Ever wonder what recruiters think when reading resumes? We do too – so we asked them! Read these insights from four different company recruiters to find out (really) what employers look for in a resume.

By: Daniel Lorenzo | Marketing Manager for Let’s Eat, Grandma

(Follow along with this podcast episode!)

What do your high school crush, your angsty teenage daughter, and a corporate recruiter have in common? They’ll make you say this:

“If only I knew what they were thinking!”

One of the most nerve-wracking parts of applying for a job is not knowing how your resume will be received. Since resume conventions often change and there’s a lot of conflicting advice on how to write one, wondering what employers look for in a resume can be a source of major anxiety for job seekers.

(Worse yet, if you get rejected, they probably won’t even tell you what they didn’t like!)

As a resume writing service, we’re naturally just as curious about recruiters’ opinions. So we thought, “why not just ask them?”

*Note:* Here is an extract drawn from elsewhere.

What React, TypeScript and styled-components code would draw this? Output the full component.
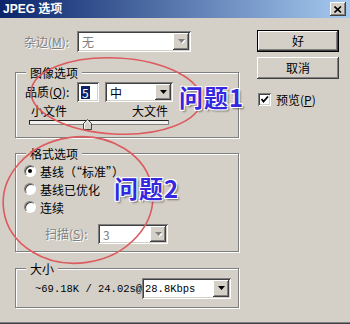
import React from "react";
import styled, { createGlobalStyle } from "styled-components";

const GlobalStyle = createGlobalStyle`
  html, body { margin: 0; padding: 0; background: #d4d0c8; }
  body {
    font-family: "Noto Sans CJK SC", "Liberation Sans", sans-serif;
    font-size: 12px;
    color: #000;
  }
`;

const raised = `
  box-shadow: inset -1px -1px 0 #404040, inset 1px 1px 0 #fff,
    inset -2px -2px 0 #808080, inset 2px 2px 0 #d4d0c8;
`;
const sunken = `
  box-shadow: inset 1px 1px 0 #808080, inset -1px -1px 0 #fff,
    inset 2px 2px 0 #404040, inset -2px -2px 0 #d4d0c8;
`;

const Window = styled.div`
  position: relative;
  width: 350px;
  height: 324px;
  box-sizing: border-box;
  background: #d4d0c8;
  box-shadow: inset 0 -1px 0 #404040, inset 0 -2px 0 #808080;
  overflow: hidden;
`;

const TitleBar = styled.div`
  height: 18px;
  display: flex;
  align-items: center;
  justify-content: space-between;
  padding: 0 4px 0 3px;
  background: linear-gradient(to right, #0a246a, #a6caf0);
`;

const Title = styled.span`
  color: #fff;
  font-weight: bold;
  font-size: 12px;
  line-height: 18px;
  font-family: "Liberation Sans", "Noto Sans CJK SC", sans-serif;
`;

const CloseBtn = styled.div`
  width: 16px;
  height: 14px;
  background: #d4d0c8;
  ${raised}
  display: flex;
  align-items: center;
  justify-content: center;
`;

const Body = styled.div`
  display: grid;
  grid-template-columns: 224px 82px;
  column-gap: 18px;
  padding-left: 15px;
  align-items: start;
`;

const LeftCol = styled.div`
  display: flex;
  flex-direction: column;
  padding-top: 13px;
`;

const RightCol = styled.div`
  display: flex;
  flex-direction: column;
  padding-top: 12px;
`;

const Row = styled.div<{ $h: number; $pl?: number; $mt?: number }>`
  display: flex;
  align-items: center;
  height: ${(p) => p.$h}px;
  padding-left: ${(p) => p.$pl ?? 0}px;
  margin-top: ${(p) => p.$mt ?? 0}px;
`;

const Label = styled.span<{ $w: number; $disabled?: boolean }>`
  flex: none;
  width: ${(p) => p.$w}px;
  white-space: nowrap;
  line-height: 14px;
  color: ${(p) => (p.$disabled ? "#808080" : "#000")};
  text-shadow: ${(p) => (p.$disabled ? "1px 1px 0 #fff" : "none")};
`;

const U = styled.span`
  text-decoration: underline;
`;

const Field = styled.div<{ $w: number; $h: number; $ml?: number }>`
  flex: none;
  box-sizing: border-box;
  width: ${(p) => p.$w}px;
  height: ${(p) => p.$h}px;
  margin-left: ${(p) => p.$ml ?? 0}px;
  padding: 2px;
  background: #fff;
  ${sunken}
  display: flex;
  align-items: stretch;
`;

const FieldValue = styled.span<{ $disabled?: boolean; $mono?: boolean }>`
  flex: 1;
  display: flex;
  align-items: center;
  padding-left: ${(p) => (p.$mono ? 1 : 3)}px;
  white-space: nowrap;
  overflow: hidden;
  color: ${(p) => (p.$disabled ? "#808080" : "#000")};
  font-family: ${(p) =>
    p.$mono
      ? `"Liberation Mono", monospace`
      : `"Noto Sans CJK SC", "Liberation Sans", sans-serif`};
  font-size: ${(p) => (p.$mono ? "10.5px" : "12px")};
`;

const Selected = styled.span`
  background: #0a246a;
  color: #fff;
  line-height: 13px;
  padding: 0 1px;
  margin-left: -1px;
`;

const DropBtn = styled.div`
  flex: none;
  width: 16px;
  background: #d4d0c8;
  ${raised}
  display: flex;
  align-items: center;
  justify-content: center;
`;

const Group = styled.div<{ $h: number; $mt: number; $pt: number; $pl: number }>`
  position: relative;
  box-sizing: border-box;
  height: ${(p) => p.$h}px;
  margin-top: ${(p) => p.$mt}px;
  padding: ${(p) => p.$pt}px 0 0 ${(p) => p.$pl}px;
  border: 1px solid #808080;
  box-shadow: inset 1px 1px 0 #fff, 1px 1px 0 #fff;
`;

const Legend = styled.span`
  position: absolute;
  top: -8px;
  left: 10px;
  padding: 0 4px;
  line-height: 15px;
  background: #d4d0c8;
`;

const SliderBlock = styled.div`
  width: 140px;
  margin: 2px 0 0 4px;
  display: flex;
  flex-direction: column;
`;

const SliderLabels = styled.div`
  display: flex;
  justify-content: space-between;
  padding: 0 1px 0 2px;
  line-height: 14px;
`;

const Track = styled.div`
  position: relative;
  margin-top: 2px;
  height: 5px;
  box-sizing: border-box;
  border: 1px solid #202020;
  border-right-color: #808080;
  border-bottom-color: #808080;
  background: #f2f1ee;
`;

const Thumb = styled.svg`
  position: absolute;
  left: 53px;
  top: -2px;
`;

const RadioRow = styled.label`
  display: flex;
  align-items: center;
  height: 18px;
  gap: 4px;
  white-space: nowrap;
`;

const Radio = styled.span<{ $checked?: boolean }>`
  flex: none;
  width: 12px;
  height: 12px;
  border-radius: 50%;
  box-sizing: border-box;
  background: #fff;
  border: 1px solid;
  border-color: #808080 #fff #fff #808080;
  display: flex;
  align-items: center;
  justify-content: center;
  box-shadow: inset 1px 1px 0 #404040;
  &::after {
    content: "";
    width: 4px;
    height: 4px;
    border-radius: 50%;
    background: ${(p) => (p.$checked ? "#000" : "transparent")};
  }
`;

const MonoText = styled.span`
  flex: none;
  width: 107px;
  font-family: "Liberation Mono", monospace;
  font-size: 10.5px;
  white-space: nowrap;
`;

const Button = styled.div<{ $default?: boolean; $mt?: number }>`
  box-sizing: border-box;
  width: 82px;
  height: 22px;
  margin-top: ${(p) => p.$mt ?? 0}px;
  display: flex;
  align-items: center;
  justify-content: center;
  background: #d4d0c8;
  border: ${(p) => (p.$default ? "1px solid #000" : "none")};
  ${raised}
  line-height: 14px;
`;

const CheckRow = styled.label`
  display: flex;
  align-items: center;
  gap: 5px;
  margin: 14px 0 0 1px;
  height: 13px;
  white-space: nowrap;
`;

const CheckBox = styled.span`
  flex: none;
  width: 13px;
  height: 13px;
  box-sizing: border-box;
  background: #fff;
  ${sunken}
  display: flex;
  align-items: center;
  justify-content: center;
`;

const Overlay = styled.svg`
  position: absolute;
  left: 0;
  top: 0;
  pointer-events: none;
`;

const AnnoText = styled.span<{ $x: number; $y: number }>`
  position: absolute;
  left: ${(p) => p.$x}px;
  top: ${(p) => p.$y}px;
  font-family: "Noto Sans CJK SC", "Liberation Sans", sans-serif;
  font-size: 24px;
  font-weight: 700;
  line-height: 24px;
  letter-spacing: 1px;
  color: #3526e0;
  white-space: nowrap;
  pointer-events: none;
  text-shadow: -1px -1px 0 #fff, 1px -1px 0 #fff, -1px 1px 0 #fff,
    1px 1px 0 #fff, 2px 2px 2px rgba(0, 0, 0, 0.45);
`;

const Arrow = ({ disabled }: { disabled?: boolean }) => (
  <svg width="8" height="5" viewBox="0 0 8 5">
    {disabled && <polygon points="2,1 9,1 5.5,5" fill="#fff" />}
    <polygon points="1,0 8,0 4.5,4" fill={disabled ? "#808080" : "#000"} />
  </svg>
);

const Combo = ({
  w,
  h,
  ml,
  value,
  disabled,
  mono,
}: {
  w: number;
  h: number;
  ml?: number;
  value: React.ReactNode;
  disabled?: boolean;
  mono?: boolean;
}) => (
  <Field $w={w} $h={h} $ml={ml}>
    <FieldValue $disabled={disabled} $mono={mono}>
      {value}
    </FieldValue>
    <DropBtn>
      <Arrow disabled={disabled} />
    </DropBtn>
  </Field>
);

export default function App() {
  return (
    <Window>
      <GlobalStyle />
      <TitleBar>
        <Title>JPEG 选项</Title>
        <CloseBtn>
          <svg width="8" height="7" viewBox="0 0 8 7">
            <path d="M0.5 0.5 L7 6.5 M7 0.5 L0.5 6.5" stroke="#000" strokeWidth="1.6" />
          </svg>
        </CloseBtn>
      </TitleBar>
      <Body>
        <LeftCol>
          <Row $h={21} $pl={9}>
            <Label $w={53} $disabled>
              杂边(<U>M</U>):
            </Label>
            <Combo w={114} h={21} value="无" disabled />
          </Row>

          <Group $h={66} $mt={20} $pt={9} $pl={9}>
            <Legend>图像选项</Legend>
            <Row $h={20}>
              <Label $w={52}>
                品质(<U>Q</U>):
              </Label>
              <Field $w={22} $h={20}>
                <FieldValue>
                  <Selected>5</Selected>
                </FieldValue>
              </Field>
              <Combo w={68} h={20} ml={6} value="中" />
            </Row>
            <SliderBlock>
              <SliderLabels>
                <span>小文件</span>
                <span>大文件</span>
              </SliderLabels>
              <Track>
                <Thumb width="10" height="11" viewBox="0 0 10 11">
                  <polygon points="0.5,10.5 0.5,4.5 4.5,0.5 8.5,4.5 8.5,10.5" fill="#d4d0c8" stroke="#404040" />
                  <polyline points="1.5,9.5 1.5,4.9 4.5,1.9 7.5,4.9" fill="none" stroke="#fff" />
                </Thumb>
              </Track>
            </SliderBlock>
          </Group>

          <Group $h={99} $mt={15} $pt={8} $pl={8}>
            <Legend>格式选项</Legend>
            <RadioRow>
              <Radio $checked />
              <span>基线（“标准”）</span>
            </RadioRow>
            <RadioRow>
              <Radio />
              <span>基线已优化</span>
            </RadioRow>
            <RadioRow>
              <Radio />
              <span>连续</span>
            </RadioRow>
            <Row $h={20} $pl={21} $mt={8}>
              <Label $w={53} $disabled>
                扫描(<U>S</U>):
              </Label>
              <Combo w={70} h={20} value="3" disabled />
            </Row>
          </Group>

          <Group $h={40} $mt={16} $pt={9} $pl={19}>
            <Legend>大小</Legend>
            <Row $h={21}>
              <MonoText>~69.18K / 24.02s@</MonoText>
              <Combo w={89} h={21} value="28.8Kbps" mono />
            </Row>
          </Group>
        </LeftCol>

        <RightCol>
          <Button $default>好</Button>
          <Button $mt={5}>取消</Button>
          <CheckRow>
            <CheckBox>
              <svg width="9" height="9" viewBox="0 0 9 9">
                <polyline points="1.5,4 3.5,6.5 8,1.5" fill="none" stroke="#000" strokeWidth="1.8" />
              </svg>
            </CheckBox>
            <span>
              预览(<U>P</U>)
            </span>
          </CheckRow>
        </RightCol>
      </Body>

      <Overlay width="350" height="324" viewBox="0 0 350 324">
        <ellipse cx="116" cy="96" rx="85" ry="38" transform="rotate(3 116 96)" fill="none" stroke="#dd5a5e" strokeWidth="1.6" />
        <ellipse cx="78" cy="200" rx="75" ry="63" transform="rotate(-8 78 200)" fill="none" stroke="#dd5a5e" strokeWidth="1.6" />
      </Overlay>
      <AnnoText $x={179} $y={85}>问题1</AnnoText>
      <AnnoText $x={114} $y={176}>问题2</AnnoText>
    </Window>
  );
}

That’s exactly what we did at our recent Big Bad Recruiting Panel. We brought in four professional recruiters for companies in Austin, Texas to candidly ask them: what do employers look for in a resume?

Here are a few things recruiters want to see (and don’t want to see) on your resume, straight from the source:

What Employers Want to See on Your Resume

Why You’re Applying for This Job

Recruiter Ryman Stringer gestures and explains an insight to the audience at Let's Eat, Grandma's Big Bad Recruiting Panel event, surrounded by 3 other professional recruiters who gathered to provide insights into what employers look for in a resume.
Recruiter Ryman Stringer explains these insights to the audience at our recent live recruiting panel event.

It’s okay if you have a non-traditional career history – they’re very common in today’s job market. Just write a resume that makes it clear why you’re applying to the given industry and job, complete with skills and keywords from the job description.

Ryman Stringer from KungFu.AI noted that she prefers resumes that show a clear career trajectory, immediately highlighting the reasons a candidate is qualified (even if they’re changing careers).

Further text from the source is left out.